Esta fotografia não é a da pasta do Calista do Porto, mas podia muito bem ser. A dele era igual àquilo que à época se chamava uma "pasta de engenheiro", de couro muito velho, com muitas andanças e com estes mesmos dizeres, mas muito mais bem pintados pelo meu pai, do que este arremedo fotoshopista que eu fiz.
Não havia pedicures nem podologistas e muita gente sofria dos calos mas nós sofríamos dos "calotes".
O calista percorria a cidade e arredores, fazia os seus domicílios, saía de manhã e chegava ao cair da tardinha. Morava por cima da drogaria, por isso, mal chegava a casa descia de imediato. Garrafa e frasco na mão, era quase sempre dos últimos clientes - quartilho e meio de petróleo e dez tostões de álcool desnaturado. Estas vendas de cinco tostões disto e dez tostões daquilo eram o pão nosso de cada dia. Por isso nunca saímos da cepa torta.

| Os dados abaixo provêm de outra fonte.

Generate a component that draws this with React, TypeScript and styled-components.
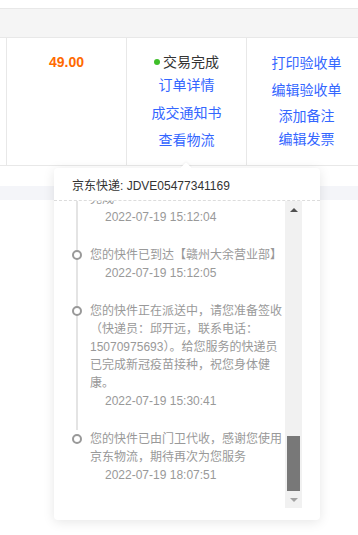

Mas hoje é para falar do calista. Os instrumentos de tortura que ele usava, felizmente nunca nos meus pés, conhecia-os de tantas vezes ele ter escancarado a pasta de calista à minha frente.
Uns ferros afiados, tesouras, navalhas e lâminas não sei se de tortura, se de terror.
Um pacote de algodão, frasquinhos de mercuriocromo, tintura de iodo e álcool a 95º compunham o ramalhete.
Falta descrever o mais importante - a pomada para os calos. Como já passaram mais de 60 anos, acho que os direitos de autor caducaram e eu até podia desvendar-lhe os segredos.
Vou levantar só uma pontinha do véu... Até as caixinhas lhe fornecíamos.
Ainda lembro as primeiras de papel encerado, depois veio o plástico e o Calista lá levava à dúzia de cada vez.
Quando o calista precisava de fazer a pomada chegava mais cedo a casa. Já tinha passado pelo merceeiro vizinho e trazia na mão um cartucho de farinha triga. Os outros ingredientes aviava-os na drogaria. Cem gramas de vaselina sólida, quinze tostões de corante amarelo solúvel em água - "auramine GL" e um frasco de 200 ml de ácido. Aqui residia o segredo. Não desvendo qual era. Deixo os sais, posso revelar o cloreto de sódio, que podia aproveitar do choro de algum/a padecente, mas os ácidos não. Bem, revelo a minha primeira experiência. Era sempre o meu pai que fazia o baptismo do "ácido", não fosse o homem furar um dedo a alguém. Um dia, ele não estava e eu armei-me em químico - Pum! explodiu e partiu-se o frasco nas minhas mãos. Por razões profissionais não explico porquê.